A bystander in the courthouse lobby learned the meeting did not close properly and told Commissioner Jason Anderson that the executive session could be questioned as illegal. Anderson asked County Attorney Ben Gibbons about the matter but Gibbons assured him this was not the case. Anderson announced after the executive session that the county would issue a statement about the outcome of the meeting, which it did at the March 20 meeting.
The statement revealed that decisions were made during the executive session, which is not allowed under state statutes regarding open meetings. The March 20 statement reads:
“As a result of this [the marijuana situation on the county] the county will pursue the following actions:
The hiring of a full-time code enforcement officer, operating under the Sheriff’s department in partnership with both the Commissioners and Land Use office. In conjunction, we will pursue the position of a code enforcement administrator…”
Warwick said Tuesday that during the executive session Feb. 14, commissioners rehashed what had been said on previous occasions regarding the code enforcement problem, how to procure the right staffing, whether this would be something the sheriff’s office could handle, etc. “I didn’t see why we were in an executive session,” Warwick said. “This was all public information — I don’t care if people know what I want or am expecting, I want the public to know.”
Deputy Wayne Clark, as reported to the Center Post-Dispatch by another credible party, said he also did not understand why what was discussed in the executive session could not be discussed publicly.
Past COML communications
In a letter written by then Colorado Press Association attorney Steven Zansberg in October of 2014 regarding previous open meeting violations, Zansberg told Gibbons that according to reports received, “Saguache County has, for quite some time now, been conducting meetings, including executive sessions, in violation of Colorado’s Open Meetings Law, (COML);” § 24-6-402, C.R.S. He further described the violations of the COML as “rather straightforward and uncontestable.”
The letter laid out the parameters of what are considered open meetings and stated that it is believed the county has not been recording executive sessions as required by law. Gibbons denied this, commenting, “I don’t think that is correct. The only ones not recorded are those for legal consultation.”
Zansberg said: “Numerous related violations of the COML have been committed.” He also advised commissioners that they must take minutes of their work sessions if executive sessions are held, according to Colorado statue. Currently the county keeps no record of what is discussed in work sessions.

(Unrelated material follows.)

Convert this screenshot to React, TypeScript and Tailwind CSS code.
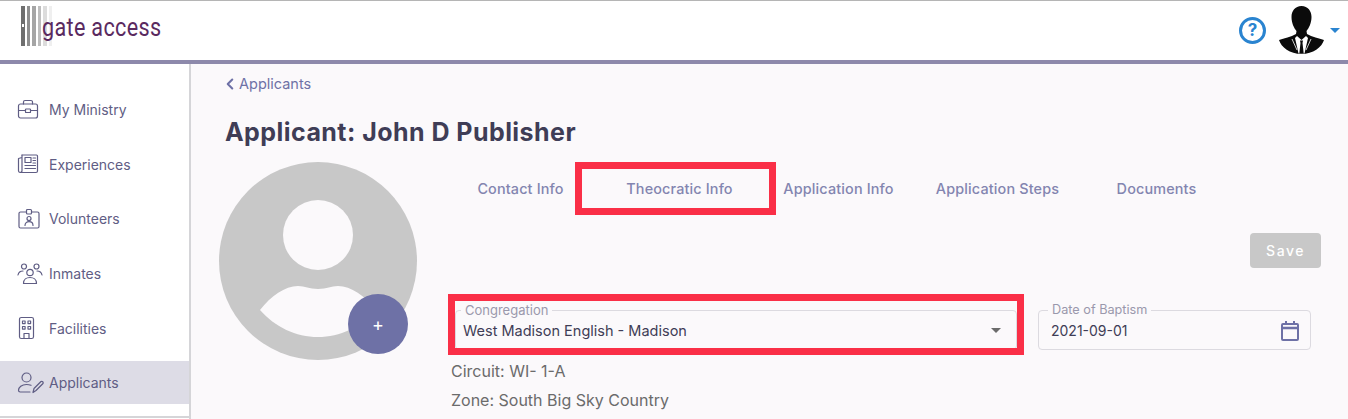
import { ChevronLeft } from "lucide-react";
import type { ReactNode } from "react";

const stroke = {
  fill: "none",
  stroke: "#5f5d84",
  strokeWidth: 1.2,
  strokeLinecap: "round" as const,
  strokeLinejoin: "round" as const,
};

function BriefcaseIcon() {
  return (
    <svg width="22" height="22" viewBox="0 0 22 22" {...stroke}>
      <rect x="1.5" y="5" width="19" height="14" rx="2" />
      <path d="M6.500 5V3a1.500 1.500 0 0 1 1.500-1.500h6A1.500 1.500 0 0 1 15.500 3v2" />
      <path d="M1.500 11.500h7M13.500 11.500h7" />
      <rect x="8.500" y="10" width="5" height="3.500" rx="0.6" />
    </svg>
  );
}

function NewsIcon() {
  return (
    <svg width="22" height="22" viewBox="0 0 22 22" {...stroke}>
      <path d="M5 2h14.500a1 1 0 0 1 1 1v15a1.500 1.500 0 0 1-1.500 1.500H4" />
      <path d="M5 2v15.500a2 2 0 0 1-2 2 1.700 1.700 0 0 1-1.500-1.700V5.500L5 4.500" />
      <rect x="8" y="4.500" width="6" height="5" />
      <path d="M16 5h2.500M16 7.500h2.500M16 10h2.500M8 12.500h10.500M8 15.500h10.500" />
    </svg>
  );
}

function BadgeIcon() {
  return (
    <svg width="24" height="22" viewBox="0 0 24 22" {...stroke}>
      <path d="M9 4H3.500a1.500 1.500 0 0 0-1.500 1.500v13A1.500 1.500 0 0 0 3.500 20h17a1.500 1.500 0 0 0 1.500-1.500v-13A1.500 1.500 0 0 0 20.500 4H15" />
      <rect x="9.500" y="1.500" width="5" height="4.500" rx="1" />
      <circle cx="12" cy="10.500" r="2" />
      <path d="M8 17.500c0-2.500 1.800-3.800 4-3.800s4 1.300 4 3.800" />
    </svg>
  );
}

function PeopleIcon() {
  return (
    <svg width="26" height="22" viewBox="0 0 26 22" {...stroke}>
      <circle cx="7" cy="3.500" r="2.500" />
      <circle cx="19.500" cy="3.500" r="2.500" />
      <circle cx="13" cy="9.500" r="3.200" />
      <path d="M1 12c.5-2.500 2.500-4 5-4M25 12c-.5-2.500-2.500-4-5-4" />
      <path d="M6.500 20.500c0-3.800 3-6 6.500-6s6.500 2.200 6.500 6z" />
    </svg>
  );
}

function BuildingIcon() {
  return (
    <svg width="20" height="24" viewBox="0 0 20 24" {...stroke}>
      <rect x="2.500" y="1.500" width="14" height="21" rx="1.800" />
      <rect x="5.500" y="5" width="2.600" height="2.600" />
      <rect x="11" y="5" width="2.600" height="2.600" />
      <rect x="5.500" y="10.500" width="2.600" height="2.600" />
      <rect x="11" y="10.500" width="2.600" height="2.600" />
      <path d="M7 22.500v-5h5v5" />
    </svg>
  );
}

function ApplicantIcon() {
  return (
    <svg width="27" height="22" viewBox="0 0 27 22" {...stroke}>
      <circle cx="9.500" cy="5.500" r="4.500" />
      <path d="M14 13.300c-1.300-.5-2.800-.8-4.500-.8-4.700 0-8 2.600-8 5.800 0 1 .6 1.700 1.700 1.700H13" />
      <path d="M16 20.500l1-4 7-7a1.500 1.500 0 0 1 2 2l-7 7z" />
    </svg>
  );
}

function NavItem({ icon, label, active }: { icon: ReactNode; label: string; active?: boolean }) {
  return (
    <div className={`mb-[11.700px] flex h-[43px] items-center ${active ? "bg-[#dddce6]" : ""}`}>
      <div className="flex w-[49px] shrink-0 justify-start pl-[17px]">{icon}</div>
      <span className="text-[14px] text-[#5f5d84]">{label}</span>
    </div>
  );
}

function GateLogo() {
  return (
    <div className="relative -mt-[10px] flex h-[40px] gap-[2px]">
      <div className="w-[4px] bg-[#6f6f6f]" />
      <div className="w-[3px] bg-[#8f8f8f]" />
      <div className="w-[4px] bg-[#a5a5a5]" />
      <div className="w-[3px] bg-[#bdbdbd]" />
      <div className="w-[4px] bg-[#dcdcdc]" />
      <div className="w-[3px] bg-[#efefef]" />
      <div className="absolute left-[1px] top-[18px] h-[3px] w-[2px] bg-white" />
    </div>
  );
}

function UserSilhouette() {
  return (
    <svg width="45" height="48" viewBox="0 0 45 48" className="-mt-[2px]">
      <path
        d="M22.500 0C29 0 32.500 5 32.500 11C32.500 17 30 22 27.500 25L28 28C33 31 40 32 45 34C43 41 34 48 22.500 48C11 48 2 41 0 34C5 32 12 31 17 28L17.500 25C15 22 12.500 17 12.500 11C12.500 5 16 0 22.500 0Z"
        fill="#0b0b0b"
      />
      <path d="M18 30L22.500 34L27 30L29 32L25.500 47.500H19.500L16 32Z" fill="#fff" />
      <path d="M21 34.500h3l-.5 2.500 1.200 10.500h-4.400L21.500 37z" fill="#0b0b0b" />
      <path d="M13 33l5 11M32 33l-5 11" stroke="#fff" strokeWidth="0.8" fill="none" />
    </svg>
  );
}

const tabs = ["Contact Info", "Theocratic Info", "Application Info", "Application Steps", "Documents"];

export default function App() {
  return (
    <div className="flex h-[419px] w-[1348px] flex-col overflow-hidden bg-[#fbf9fb] font-['Inter',sans-serif] text-[#3f3d56]">
      <header className="flex h-[64px] shrink-0 items-center justify-between border-t border-b-[4px] border-t-[#b5b5b5] border-b-[#8d89ab] bg-white pl-[21px] pr-[8px]">
        <div className="flex items-center">
          <GateLogo />
          <span className="-mt-[7px] -ml-[10px] origin-left scale-x-[0.83] font-['Roboto',sans-serif] text-[26px] leading-[32px] tracking-[0.4px] text-[#5a2a5f]">gate access</span>
        </div>
        <div className="flex items-center">
          <div className="mr-[13px] flex h-[27px] w-[27px] items-center justify-center rounded-full border-[3px] border-[#2a84d0] text-[17px] font-bold text-[#2a84d0]">?</div>
          <UserSilhouette />
          <div className="ml-[6px] h-0 w-0 border-x-[5px] border-t-[5px] border-x-transparent border-t-[#2a84d0]" />
        </div>
      </header>
      <div className="flex min-h-0 flex-1">
        <aside className="w-[191px] shrink-0 border-r-2 border-[#d5d5d8] bg-white pt-[24px]">
          <NavItem icon={<BriefcaseIcon />} label="My Ministry" />
          <NavItem icon={<NewsIcon />} label="Experiences" />
          <NavItem icon={<BadgeIcon />} label="Volunteers" />
          <NavItem icon={<PeopleIcon />} label="Inmates" />
          <NavItem icon={<BuildingIcon />} label="Facilities" />
          <NavItem icon={<ApplicantIcon />} label="Applicants" active />
          <div className="border-t-2 border-[#d5d5d8]" />
        </aside>
        <main className="min-w-0 flex-1 pl-[34px]">
          <div className="mt-[10px] flex h-[20px] items-center gap-[1px] text-[14.500px] text-[#6e71a6]">
            <ChevronLeft size={18} strokeWidth={2.800} className="-ml-[4px] -mr-[1px]" />
            <span>Applicants</span>
          </div>
          <h1 className="mt-[22px] text-[25px] font-bold leading-[32px] tracking-[0.45px] text-[#3f3d56]">Applicant: John D Publisher</h1>
          <div className="mt-[14px] flex">
            <div className="relative -ml-[6px] h-[198px] w-[198px] shrink-0">
              <svg width="198" height="198" viewBox="0 0 198 198">
                <circle cx="99" cy="99" r="99" fill="#c8c8c8" />
                <circle cx="99" cy="73" r="35" fill="#fbf9fb" />
                <path
                  d="M41 148C52 134 66 124 79 124C86 124 90 127 99 127C108 127 112 124 119 124C132 124 146 134 157 148C142 165 121 175 99 175C77 175 56 165 41 148Z"
                  fill="#fbf9fb"
                />
              </svg>
              <div className="absolute left-[129px] top-[132px] flex h-[60px] w-[60px] items-center justify-center rounded-full bg-[#6e71a6] text-[18px] text-white">+</div>
            </div>
            <div className="ml-[24px] w-[880px]">
              <div className="flex h-[53px] items-center">
                {tabs.map((tab) => (
                  <div key={tab} className="relative flex h-full w-[159px] items-center justify-center text-[14.400px] tracking-[0.15px] font-medium text-[#8385b0]">
                    {tab}
                    {tab === "Theocratic Info" && (
                      <div className="absolute -left-[25px] top-0 h-[53px] w-[201px] border-[7px] border-[#fa2f47]" />
                    )}
                  </div>
                ))}
              </div>
              <div className="mt-[18px] flex justify-end">
                <div className="flex h-[35px] w-[71px] items-center justify-center rounded-[4px] bg-[#c8c8c8] text-[14px] font-medium tracking-[1.500px] text-white">Save</div>
              </div>
              <div className="mt-[42px] flex">
                <div className="relative ml-[14px] h-[40px] w-[562px] shrink-0 rounded-[4px] border border-[#dcdae0]">
                  <span className="absolute -top-[8px] left-[5px] bg-[#fbf9fb] px-[4px] text-[13px] leading-[14px] text-[#9a98ac]">Congregation</span>
                  <div className="flex h-full items-center justify-between pl-[7px] pr-[15px] pt-[1px] text-[14.500px] text-[#3f3d56]">
                    <span>West Madison English - Madison</span>
                    <div className="h-0 w-0 border-x-[5px] border-t-[5px] border-x-transparent border-t-[#6b6b6b]" />
                  </div>
                  <div className="absolute -left-[8px] -top-[17px] h-[61px] w-[576px] border-[7px] border-[#fa2f47]" />
                </div>
                <div className="relative ml-[21px] h-[40px] w-[273px] shrink-0 rounded-[4px] border border-[#dcdae0]">
                  <span className="absolute -top-[8px] left-[9px] bg-[#fbf9fb] px-[4px] text-[12.700px] leading-[14px] text-[#9a98ac]">Date of Baptism</span>
                  <div className="flex h-full items-center justify-between pl-[12px] pr-[11px] pt-[1px] text-[14px] text-[#3f3d56]">
                    <span>2021-09-01</span>
                    <svg width="18" height="20" viewBox="0 0 18 20" fill="none" stroke="#6e71a6" strokeWidth="2">
                      <rect x="1" y="3" width="16" height="16" rx="1" />
                      <path d="M1 7h16" strokeWidth="2.500" />
                      <path d="M5 0v4M13 0v4" />
                    </svg>
                  </div>
                </div>
              </div>
              <p className="ml-[10px] mt-[11px] text-[16px] leading-[20px] text-[#6b6b6b]">Circuit: WI- 1-A</p>
              <p className="ml-[10px] mt-[9px] text-[16px] leading-[20px] text-[#6b6b6b]">Zone: South Big Sky Country</p>
            </div>
          </div>
        </main>
      </div>
    </div>
  );
}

“Based upon the board’s minutes that are posted on the county commissioners’ web page, it appears that no minutes of any kind have been prepared and maintained for any of the ‘work sessions’ that the commissioners routinely convene… No minutes… of the ‘work sessions’ are available for the public to know what topic or statutory basis was announced to convene the executive session, nor a tally of the votes of those present in favor or opposed to meeting in executive session.
“By failing to take and maintain minutes of those work session meetings, the board has repeatedly violated the provision of the COML that mandates, unequivocally, that “[t]he minutes of [any] meeting during which an executive session under subsection (4) of this section is held shall reflect the topic of the discussion at the executive session.” § 24-6- 402(2)(d)(II), C.R.S.
In the letter, Zansberg reminds commissioners that the Center Post-Dispatch won an open meetings lawsuit with the county in 2011. He asks them to record their meetings, both their executive sessions and regular sessions, to avoid another lawsuit.
“We hereby respectfully request that the Board of County Commissioners for Saguache County, Colorado formally commit, at its next regularly scheduled public meeting, to fully comply with the COML, as described above,” the letter reads.
In his response to Zansberg’s letter dated Oct. 14, Gibbons wrote: “There may have been an occasion where an executive session was done during a work session, on an emergency basis. The BOCC has agreed that if an executive session is required between regular Board meetings, a special meeting will be scheduled, posted and any executive session properly announced and recorded.”
A special meeting before executive sessions held during work sessions has been called only once or twice since the 2014 letter was written and was not announced prior to the executive session held on Feb. 14.